Exercise instructions:
Copy all of the material below exactly.

Collected material:

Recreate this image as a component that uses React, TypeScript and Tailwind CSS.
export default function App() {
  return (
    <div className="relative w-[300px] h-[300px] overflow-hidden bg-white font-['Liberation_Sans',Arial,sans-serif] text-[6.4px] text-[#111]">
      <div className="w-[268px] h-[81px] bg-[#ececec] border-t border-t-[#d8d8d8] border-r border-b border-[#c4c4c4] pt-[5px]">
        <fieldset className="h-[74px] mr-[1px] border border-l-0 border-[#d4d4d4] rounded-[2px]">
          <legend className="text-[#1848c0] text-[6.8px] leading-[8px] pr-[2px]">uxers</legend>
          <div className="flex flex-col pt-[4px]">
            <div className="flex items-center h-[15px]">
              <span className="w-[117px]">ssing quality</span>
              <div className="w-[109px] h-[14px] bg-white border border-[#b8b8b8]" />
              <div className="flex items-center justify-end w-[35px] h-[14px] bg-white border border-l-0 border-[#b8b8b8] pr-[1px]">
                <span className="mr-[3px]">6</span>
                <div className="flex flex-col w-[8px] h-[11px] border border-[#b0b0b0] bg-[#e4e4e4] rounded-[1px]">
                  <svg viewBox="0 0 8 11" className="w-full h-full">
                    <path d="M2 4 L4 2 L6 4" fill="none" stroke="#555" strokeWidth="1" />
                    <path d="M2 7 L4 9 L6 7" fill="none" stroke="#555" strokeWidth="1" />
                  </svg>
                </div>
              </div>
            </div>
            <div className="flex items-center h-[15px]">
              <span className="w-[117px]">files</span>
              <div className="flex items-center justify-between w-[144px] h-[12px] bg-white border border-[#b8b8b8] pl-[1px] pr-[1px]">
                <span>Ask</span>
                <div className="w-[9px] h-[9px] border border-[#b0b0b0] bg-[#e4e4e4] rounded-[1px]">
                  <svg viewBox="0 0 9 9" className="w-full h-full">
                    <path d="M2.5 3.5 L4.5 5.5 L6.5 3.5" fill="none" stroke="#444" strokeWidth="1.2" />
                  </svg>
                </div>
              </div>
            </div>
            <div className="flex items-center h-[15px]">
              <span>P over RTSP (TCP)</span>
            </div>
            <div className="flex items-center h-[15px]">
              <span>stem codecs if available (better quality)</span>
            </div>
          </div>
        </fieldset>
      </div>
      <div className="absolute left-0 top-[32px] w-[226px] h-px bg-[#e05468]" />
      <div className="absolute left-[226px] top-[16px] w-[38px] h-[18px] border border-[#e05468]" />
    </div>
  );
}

Answer for this exercise:
Recreate this image as a component that uses React, TypeScript and Tailwind CSS.
export default function App() {
  return (
    <div className="relative w-[300px] h-[300px] overflow-hidden bg-white font-['Liberation_Sans',Arial,sans-serif] text-[6.4px] text-[#111]">
      <div className="w-[268px] h-[81px] bg-[#ececec] border-t border-t-[#d8d8d8] border-r border-b border-[#c4c4c4] pt-[5px]">
        <fieldset className="h-[74px] mr-[1px] border border-l-0 border-[#d4d4d4] rounded-[2px]">
          <legend className="text-[#1848c0] text-[6.8px] leading-[8px] pr-[2px]">uxers</legend>
          <div className="flex flex-col pt-[4px]">
            <div className="flex items-center h-[15px]">
              <span className="w-[117px]">ssing quality</span>
              <div className="w-[109px] h-[14px] bg-white border border-[#b8b8b8]" />
              <div className="flex items-center justify-end w-[35px] h-[14px] bg-white border border-l-0 border-[#b8b8b8] pr-[1px]">
                <span className="mr-[3px]">6</span>
                <div className="flex flex-col w-[8px] h-[11px] border border-[#b0b0b0] bg-[#e4e4e4] rounded-[1px]">
                  <svg viewBox="0 0 8 11" className="w-full h-full">
                    <path d="M2 4 L4 2 L6 4" fill="none" stroke="#555" strokeWidth="1" />
                    <path d="M2 7 L4 9 L6 7" fill="none" stroke="#555" strokeWidth="1" />
                  </svg>
                </div>
              </div>
            </div>
            <div className="flex items-center h-[15px]">
              <span className="w-[117px]">files</span>
              <div className="flex items-center justify-between w-[144px] h-[12px] bg-white border border-[#b8b8b8] pl-[1px] pr-[1px]">
                <span>Ask</span>
                <div className="w-[9px] h-[9px] border border-[#b0b0b0] bg-[#e4e4e4] rounded-[1px]">
                  <svg viewBox="0 0 9 9" className="w-full h-full">
                    <path d="M2.5 3.5 L4.5 5.5 L6.5 3.5" fill="none" stroke="#444" strokeWidth="1.2" />
                  </svg>
                </div>
              </div>
            </div>
            <div className="flex items-center h-[15px]">
              <span>P over RTSP (TCP)</span>
            </div>
            <div className="flex items-center h-[15px]">
              <span>stem codecs if available (better quality)</span>
            </div>
          </div>
        </fieldset>
      </div>
      <div className="absolute left-0 top-[32px] w-[226px] h-px bg-[#e05468]" />
      <div className="absolute left-[226px] top-[16px] w-[38px] h-[18px] border border-[#e05468]" />
    </div>
  );
}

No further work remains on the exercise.